= Gaik Ovakimian =

Soviet spy (1898–1967)

Haik Badalovich Ovakimian (Hayk Hovakimyan), Major General, USSR (11 August 1898, in Nakhchivan – 13 March 1967, in Moscow), better known as "the puppetmaster" in intelligence circles, was a leading Soviet NKVD spy in the United States.

Of Armenian descent, he was a member of the Communist Party from 1917 and joined the NKVD in 1931 while a graduate student at Moscow's Bauman Higher Technical School and went immediately into foreign intelligence.

Ovakimian was sent to Germany on an assignment emphasizing scientific-technical espionage. In 1932 he returned to the Soviet Union for advanced technical training at the Workers' and Peasants' Red Army Military-Chemical Academy. In 1933 he was sent to the United States as deputy head of the NKVD's scientific-technical intelligence section, operating under the cover of being an engineer for Amtorg.

The FBI agent, Robert J. Lamphere, has revealed that Gaik Ovakimian had been under investigation since soon after arriving in the United States. FBI files show that "Ovakimian's recruits were scattered as far afield as Mexico and Canada... Americans whom Ovakimian recruited or controlled described him as charming, serious, sympathetic, well read in English literature, knowledgeable in science, and a man who inspired loyalty in his agents. He must also have been agile and politically aware, for he survived the great purges of the late 1930s which decimated the upper ranks of the Russian espionage services."

While in the United States, Ovakimian ran the Golos spy ring and is credited with facilitating the assassination of Leon Trotsky. He was Jacob Golos's primary contact. Ovakimian also received material from Klaus Fuchs through Harry Gold. Julius and Ethel Rosenberg were recruited by Ovakimian in 1938.

In 1939 Ovakimian became chief of scientific intelligence in the United States while at the same time began studying for a doctorate in chemistry at a New York University.

Ovakimian was arrested during a meeting on 5 May 1941 with an agent who had been turned by the FBI. After the German invasion of the Soviet Union on 22 June 1941, he was traded back to Moscow for the release of several Americans and left the United States 23 July 1941.

Ovakimian then became head of the NKVD's American desk in Moscow, responsible for espionage activities of Soviet agents within the United States and Canada.
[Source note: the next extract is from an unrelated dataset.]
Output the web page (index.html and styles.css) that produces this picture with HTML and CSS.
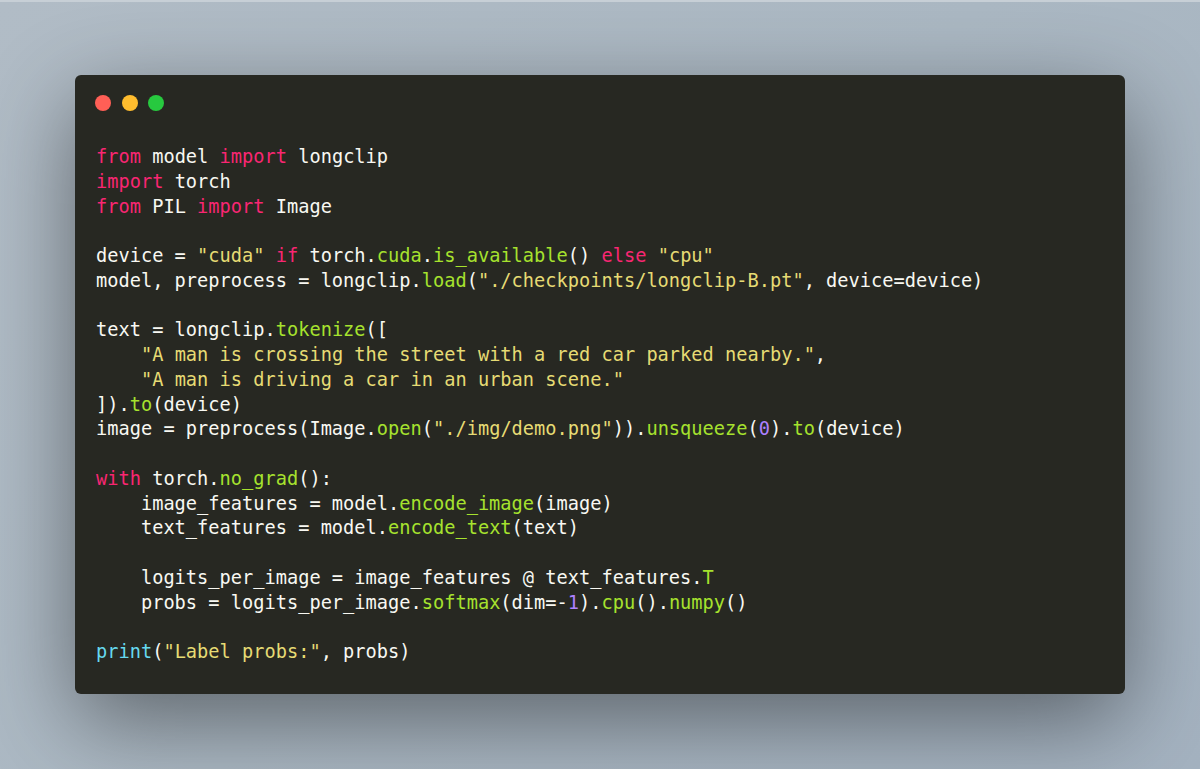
FILE: index.html
```html
<!DOCTYPE html>
<html>
<head>
<meta charset="utf-8">
<link rel="stylesheet" href="styles.css">
</head>
<body>
<div class="frame">
  <div class="window">
    <div class="controls">
      <span class="dot red"></span>
      <span class="dot yellow"></span>
      <span class="dot green"></span>
    </div>
<pre class="code"><span class="kw">from</span> model <span class="kw">import</span> longclip
<span class="kw">import</span> torch
<span class="kw">from</span> PIL <span class="kw">import</span> Image

device = <span class="str">"cuda"</span> <span class="kw">if</span> torch.<span class="fn">cuda</span>.<span class="fn">is_available</span>() <span class="kw">else</span> <span class="str">"cpu"</span>
model, preprocess = longclip.<span class="fn">load</span>(<span class="str">"./checkpoints/longclip-B.pt"</span>, device=device)

text = longclip.<span class="fn">tokenize</span>([
    <span class="str">"A man is crossing the street with a red car parked nearby."</span>,
    <span class="str">"A man is driving a car in an urban scene."</span>
]).<span class="fn">to</span>(device)
image = preprocess(Image.<span class="fn">open</span>(<span class="str">"./img/demo.png"</span>)).<span class="fn">unsqueeze</span>(<span class="num">0</span>).<span class="fn">to</span>(device)

<span class="kw">with</span> torch.<span class="fn">no_grad</span>():
    image_features = model.<span class="fn">encode_image</span>(image)
    text_features = model.<span class="fn">encode_text</span>(text)

    logits_per_image = image_features @ text_features.<span class="fn">T</span>
    probs = logits_per_image.<span class="fn">softmax</span>(dim=-<span class="num">1</span>).<span class="fn">cpu</span>().<span class="fn">numpy</span>()

<span class="bi">print</span>(<span class="str">"Label probs:"</span>, probs)</pre>
  </div>
</div>
</body>
</html>
```

FILE: styles.css
```css
html, body {
  margin: 0;
  padding: 0;
}

body {
  width: 1200px;
  height: 769px;
  overflow: hidden;
  background: linear-gradient(135deg, #b1bcc6 0%, #abb8c3 50%, #a4b2c0 100%);
}

.frame {
  box-sizing: border-box;
  width: 1200px;
  height: 769px;
  padding: 75px;
  border-top: 2px solid #c7cfd6;
}

.window {
  box-sizing: border-box;
  width: 1050px;
  height: 619px;
  margin-top: -2px;
  background: #272822;
  border-radius: 6px;
  box-shadow: 0 27px 90px rgba(0, 0, 0, 0.45);
  padding: 20px 20px 0 21px;
  display: flex;
  flex-direction: column;
}

.controls {
  display: flex;
  gap: 10.7px;
  height: 16px;
  margin-left: -1px;
}

.dot {
  width: 16px;
  height: 16px;
  border-radius: 50%;
  display: block;
}

.red { background: #ff5f56; }
.yellow { background: #ffbd2e; }
.green { background: #27c93f; }

.code {
  margin: 34px 0 0 0;
  font-family: "DejaVu Sans Mono", monospace;
  font-size: 18.67px;
  line-height: 24.75px;
  color: #f8f8f2;
  white-space: pre;
}

.kw { color: #f92672; }
.str { color: #e6db74; }
.fn { color: #a6e22e; }
.num { color: #ae81ff; }
.bi { color: #66d9ef; }
```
He was promoted to deputy chief of the NKVD's foreign intelligence in 1943 and attained the rank of major-general. A hitherto unknown memo from Ovakimian, head of the KGB's American desk, notes that "following our instructions," Harry Dexter White "attained the positive decision of the US Treasury Department to provide the Soviet side with the plates for engraving German occupation marks."

In 1946 Ovakimian left the NKVD to engage in full-time scientific work, as a chemical engineer. Possessing prodigious talent in mathematics as well as in chemistry, Ovakimian was responsible for the rapid development of the Soviet chemical arsenal in the 1950s as well as the application of agricultural chemistry for civilian purposes.

Ovakimian is identified in the Venona project decrypts as "Gennady".